In der Welt der neuronalen maschinellen Übersetzung werden die Dokumente, die zur Erstellung der benötigten Datensätze dienen, als Korpora bezeichnet. Parallele Textkorpora – große Mengen von Texten, die Satz für Satz in mehreren Sprachen äquivalent sind – sind ein großer Vorteil, wenn es darum geht, maschinelle Übersetzungsmodelle zu trainieren. Parallelkorpora sind in den großen westlichen Sprachen kein Mangel, weil zum Beispiel die Politiken und Dokumente der Europäischen Union qualitativ hochwertige, von Menschen übersetzte Parallelkorpora in einer großen Vielfalt von EU-Sprachen bieten. Für  afrikanische Sprachen fehlen solche Parallelkorpora jedoch, was reale Auswirkungen auf die Verfügbarkeit von Informationen im Internet hat.

Um diese Probleme in Angriff zu nehmen, arbeiten die über 100 Mitglieder des Masakhane-Teams daran, ihre eigenen Korpora zusammenzustellen. Gemeinsam mit Gruppen wie „Translators Without Borders“ suchen sie so viele öffentlich zugängliche Datensätze – wie Regierungsdokumente, religiöse Texte, Literatur und Nachrichten – wie möglich zusammen. Diese Daten verwenden sie dann zur Entwicklung und maschinellen Übersetzung von Modellen aus dem Englischen in ihre afrikanischen Muttersprachen. Alle von ihnen erstellten Datensätze und Übersetzungsmodelle sind Open Source und jeder kann sie verwenden oder zum Projekt beitragen. „Diese Forschungsarbeit ermöglicht es jedem, vom kleinsten afrikanischen Startup über NGOs bis hin zu großen Unternehmen und Forschenden, innerhalb und außerhalb des Kontinents, von den erarbeiteten Datensätzen und dem aufgebauten Fachwissen zu profitieren“, so die Gründerin Jade Abbott.

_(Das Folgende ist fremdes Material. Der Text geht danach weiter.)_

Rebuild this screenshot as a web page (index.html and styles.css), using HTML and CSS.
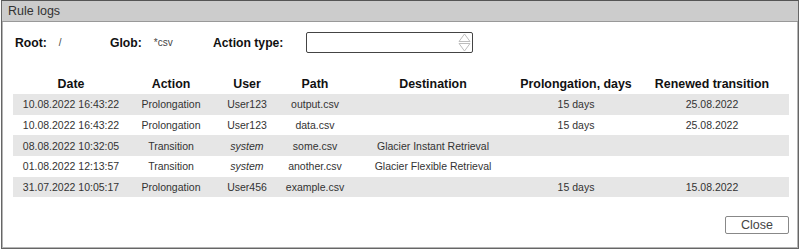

Bislang wurden im Rahmen des Masakhane-Projekts Basismodelle von 16 afrikanischen Sprachen auf der Software-Entwicklungsplattform GitHub entwickelt. Geplant ist die Veröffentlichung von drei sich im Entstehungsprozess befindlichen Publikationen bei der achten ICLR in Addis Abeba, Äthiopien, im April 2020. Die ICLR (International Conference on Learning Representations) versammelt Fachleute, die im Bereich der Künstlichen Intelligenz, dem so genannten Representation Learning, einem Aspekt des maschinellen Lernens, arbeiten.